## start

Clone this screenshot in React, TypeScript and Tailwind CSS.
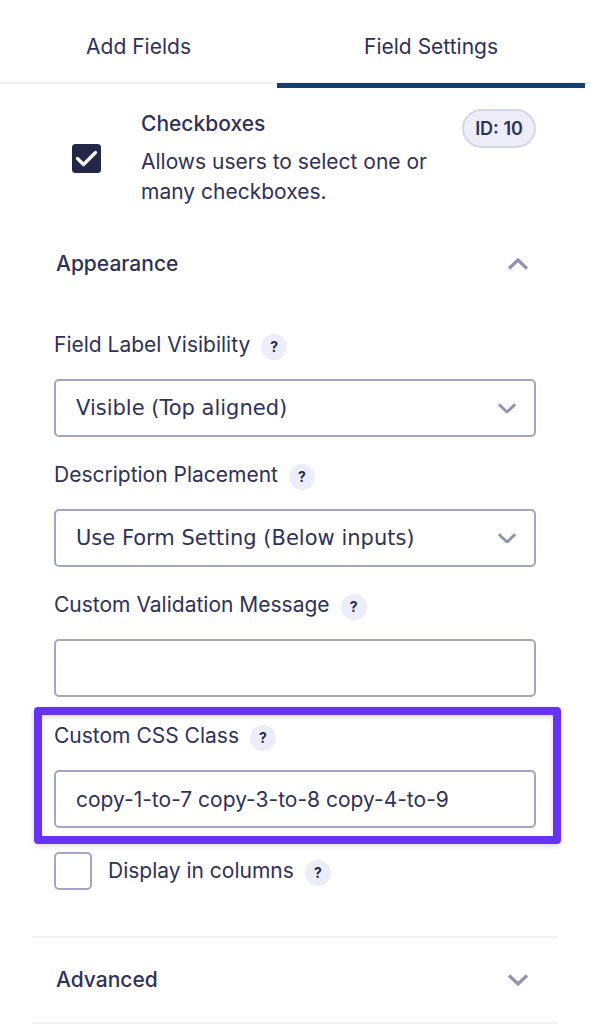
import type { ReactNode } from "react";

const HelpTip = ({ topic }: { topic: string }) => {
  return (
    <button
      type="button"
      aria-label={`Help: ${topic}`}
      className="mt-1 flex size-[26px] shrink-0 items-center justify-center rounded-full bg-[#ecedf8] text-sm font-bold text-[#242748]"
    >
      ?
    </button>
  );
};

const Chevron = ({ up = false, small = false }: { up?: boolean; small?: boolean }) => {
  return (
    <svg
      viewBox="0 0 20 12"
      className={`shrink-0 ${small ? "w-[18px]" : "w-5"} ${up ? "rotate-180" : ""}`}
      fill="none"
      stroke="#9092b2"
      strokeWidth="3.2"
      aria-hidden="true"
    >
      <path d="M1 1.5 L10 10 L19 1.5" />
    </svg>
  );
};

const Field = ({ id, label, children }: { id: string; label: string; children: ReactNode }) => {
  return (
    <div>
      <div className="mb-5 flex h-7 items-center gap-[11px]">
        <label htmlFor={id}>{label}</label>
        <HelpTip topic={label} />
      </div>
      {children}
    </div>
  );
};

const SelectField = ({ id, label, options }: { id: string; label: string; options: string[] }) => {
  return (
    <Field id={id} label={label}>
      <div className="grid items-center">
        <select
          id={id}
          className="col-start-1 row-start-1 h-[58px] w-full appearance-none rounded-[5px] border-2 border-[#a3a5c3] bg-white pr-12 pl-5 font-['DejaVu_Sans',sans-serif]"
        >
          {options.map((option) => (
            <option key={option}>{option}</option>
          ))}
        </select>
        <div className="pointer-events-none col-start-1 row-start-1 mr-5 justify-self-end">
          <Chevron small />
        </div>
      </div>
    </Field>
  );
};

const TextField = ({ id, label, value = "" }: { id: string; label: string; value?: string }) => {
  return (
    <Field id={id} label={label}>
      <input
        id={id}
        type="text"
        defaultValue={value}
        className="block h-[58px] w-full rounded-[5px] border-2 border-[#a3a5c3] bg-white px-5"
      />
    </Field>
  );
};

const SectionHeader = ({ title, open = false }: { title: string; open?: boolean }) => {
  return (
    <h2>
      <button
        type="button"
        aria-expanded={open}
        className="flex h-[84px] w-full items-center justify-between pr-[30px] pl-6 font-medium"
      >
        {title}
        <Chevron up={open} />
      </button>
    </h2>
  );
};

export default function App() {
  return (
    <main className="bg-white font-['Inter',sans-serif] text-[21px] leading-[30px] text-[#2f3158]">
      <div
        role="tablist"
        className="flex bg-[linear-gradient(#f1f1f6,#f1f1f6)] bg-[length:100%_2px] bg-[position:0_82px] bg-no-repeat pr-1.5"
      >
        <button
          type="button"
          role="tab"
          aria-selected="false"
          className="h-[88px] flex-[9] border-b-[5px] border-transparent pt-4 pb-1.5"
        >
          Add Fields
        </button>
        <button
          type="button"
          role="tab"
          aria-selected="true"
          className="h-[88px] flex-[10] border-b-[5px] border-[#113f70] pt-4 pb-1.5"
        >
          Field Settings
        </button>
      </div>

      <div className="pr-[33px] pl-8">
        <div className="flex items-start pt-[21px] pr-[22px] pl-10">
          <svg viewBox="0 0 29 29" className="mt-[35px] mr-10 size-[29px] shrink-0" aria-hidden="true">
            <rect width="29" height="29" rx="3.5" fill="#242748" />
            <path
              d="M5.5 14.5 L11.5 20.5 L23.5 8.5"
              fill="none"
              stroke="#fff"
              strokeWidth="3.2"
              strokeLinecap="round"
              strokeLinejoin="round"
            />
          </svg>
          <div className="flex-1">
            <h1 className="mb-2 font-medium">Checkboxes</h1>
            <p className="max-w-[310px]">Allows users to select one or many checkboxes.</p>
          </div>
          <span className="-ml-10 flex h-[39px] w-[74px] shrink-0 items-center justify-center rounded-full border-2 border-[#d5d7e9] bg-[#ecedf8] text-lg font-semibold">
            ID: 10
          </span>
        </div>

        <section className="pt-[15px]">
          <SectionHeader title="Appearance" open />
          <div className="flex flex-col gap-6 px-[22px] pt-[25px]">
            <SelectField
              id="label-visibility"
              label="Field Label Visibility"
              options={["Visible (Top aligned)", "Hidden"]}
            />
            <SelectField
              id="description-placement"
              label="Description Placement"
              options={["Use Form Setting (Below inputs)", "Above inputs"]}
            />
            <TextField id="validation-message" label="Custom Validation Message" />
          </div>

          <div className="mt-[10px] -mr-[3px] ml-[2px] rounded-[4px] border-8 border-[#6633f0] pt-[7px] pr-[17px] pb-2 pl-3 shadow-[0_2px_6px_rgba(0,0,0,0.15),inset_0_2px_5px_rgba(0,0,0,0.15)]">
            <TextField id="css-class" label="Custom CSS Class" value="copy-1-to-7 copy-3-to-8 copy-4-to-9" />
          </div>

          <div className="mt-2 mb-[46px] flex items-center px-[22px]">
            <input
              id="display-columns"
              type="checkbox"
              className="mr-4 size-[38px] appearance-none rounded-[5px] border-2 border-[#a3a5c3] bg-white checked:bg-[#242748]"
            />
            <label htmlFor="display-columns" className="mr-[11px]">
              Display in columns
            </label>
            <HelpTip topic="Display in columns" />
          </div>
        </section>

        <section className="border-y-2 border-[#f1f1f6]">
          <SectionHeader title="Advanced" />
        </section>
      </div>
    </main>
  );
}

## end

## Given task
Write out the whole listing exactly, and drop the pictures.

## Solution
Clone this screenshot in React, TypeScript and Tailwind CSS.
import type { ReactNode } from "react";

const HelpTip = ({ topic }: { topic: string }) => {
  return (
    <button
      type="button"
      aria-label={`Help: ${topic}`}
      className="mt-1 flex size-[26px] shrink-0 items-center justify-center rounded-full bg-[#ecedf8] text-sm font-bold text-[#242748]"
    >
      ?
    </button>
  );
};

const Chevron = ({ up = false, small = false }: { up?: boolean; small?: boolean }) => {
  return (
    <svg
      viewBox="0 0 20 12"
      className={`shrink-0 ${small ? "w-[18px]" : "w-5"} ${up ? "rotate-180" : ""}`}
      fill="none"
      stroke="#9092b2"
      strokeWidth="3.2"
      aria-hidden="true"
    >
      <path d="M1 1.5 L10 10 L19 1.5" />
    </svg>
  );
};

const Field = ({ id, label, children }: { id: string; label: string; children: ReactNode }) => {
  return (
    <div>
      <div className="mb-5 flex h-7 items-center gap-[11px]">
        <label htmlFor={id}>{label}</label>
        <HelpTip topic={label} />
      </div>
      {children}
    </div>
  );
};

const SelectField = ({ id, label, options }: { id: string; label: string; options: string[] }) => {
  return (
    <Field id={id} label={label}>
      <div className="grid items-center">
        <select
          id={id}
          className="col-start-1 row-start-1 h-[58px] w-full appearance-none rounded-[5px] border-2 border-[#a3a5c3] bg-white pr-12 pl-5 font-['DejaVu_Sans',sans-serif]"
        >
          {options.map((option) => (
            <option key={option}>{option}</option>
          ))}
        </select>
        <div className="pointer-events-none col-start-1 row-start-1 mr-5 justify-self-end">
          <Chevron small />
        </div>
      </div>
    </Field>
  );
};

const TextField = ({ id, label, value = "" }: { id: string; label: string; value?: string }) => {
  return (
    <Field id={id} label={label}>
      <input
        id={id}
        type="text"
        defaultValue={value}
        className="block h-[58px] w-full rounded-[5px] border-2 border-[#a3a5c3] bg-white px-5"
      />
    </Field>
  );
};

const SectionHeader = ({ title, open = false }: { title: string; open?: boolean }) => {
  return (
    <h2>
      <button
        type="button"
        aria-expanded={open}
        className="flex h-[84px] w-full items-center justify-between pr-[30px] pl-6 font-medium"
      >
        {title}
        <Chevron up={open} />
      </button>
    </h2>
  );
};

export default function App() {
  return (
    <main className="bg-white font-['Inter',sans-serif] text-[21px] leading-[30px] text-[#2f3158]">
      <div
        role="tablist"
        className="flex bg-[linear-gradient(#f1f1f6,#f1f1f6)] bg-[length:100%_2px] bg-[position:0_82px] bg-no-repeat pr-1.5"
      >
        <button
          type="button"
          role="tab"
          aria-selected="false"
          className="h-[88px] flex-[9] border-b-[5px] border-transparent pt-4 pb-1.5"
        >
          Add Fields
        </button>
        <button
          type="button"
          role="tab"
          aria-selected="true"
          className="h-[88px] flex-[10] border-b-[5px] border-[#113f70] pt-4 pb-1.5"
        >
          Field Settings
        </button>
      </div>

      <div className="pr-[33px] pl-8">
        <div className="flex items-start pt-[21px] pr-[22px] pl-10">
          <svg viewBox="0 0 29 29" className="mt-[35px] mr-10 size-[29px] shrink-0" aria-hidden="true">
            <rect width="29" height="29" rx="3.5" fill="#242748" />
            <path
              d="M5.5 14.5 L11.5 20.5 L23.5 8.5"
              fill="none"
              stroke="#fff"
              strokeWidth="3.2"
              strokeLinecap="round"
              strokeLinejoin="round"
            />
          </svg>
          <div className="flex-1">
            <h1 className="mb-2 font-medium">Checkboxes</h1>
            <p className="max-w-[310px]">Allows users to select one or many checkboxes.</p>
          </div>
          <span className="-ml-10 flex h-[39px] w-[74px] shrink-0 items-center justify-center rounded-full border-2 border-[#d5d7e9] bg-[#ecedf8] text-lg font-semibold">
            ID: 10
          </span>
        </div>

        <section className="pt-[15px]">
          <SectionHeader title="Appearance" open />
          <div className="flex flex-col gap-6 px-[22px] pt-[25px]">
            <SelectField
              id="label-visibility"
              label="Field Label Visibility"
              options={["Visible (Top aligned)", "Hidden"]}
            />
            <SelectField
              id="description-placement"
              label="Description Placement"
              options={["Use Form Setting (Below inputs)", "Above inputs"]}
            />
            <TextField id="validation-message" label="Custom Validation Message" />
          </div>

          <div className="mt-[10px] -mr-[3px] ml-[2px] rounded-[4px] border-8 border-[#6633f0] pt-[7px] pr-[17px] pb-2 pl-3 shadow-[0_2px_6px_rgba(0,0,0,0.15),inset_0_2px_5px_rgba(0,0,0,0.15)]">
            <TextField id="css-class" label="Custom CSS Class" value="copy-1-to-7 copy-3-to-8 copy-4-to-9" />
          </div>

          <div className="mt-2 mb-[46px] flex items-center px-[22px]">
            <input
              id="display-columns"
              type="checkbox"
              className="mr-4 size-[38px] appearance-none rounded-[5px] border-2 border-[#a3a5c3] bg-white checked:bg-[#242748]"
            />
            <label htmlFor="display-columns" className="mr-[11px]">
              Display in columns
            </label>
            <HelpTip topic="Display in columns" />
          </div>
        </section>

        <section className="border-y-2 border-[#f1f1f6]">
          <SectionHeader title="Advanced" />
        </section>
      </div>
    </main>
  );
}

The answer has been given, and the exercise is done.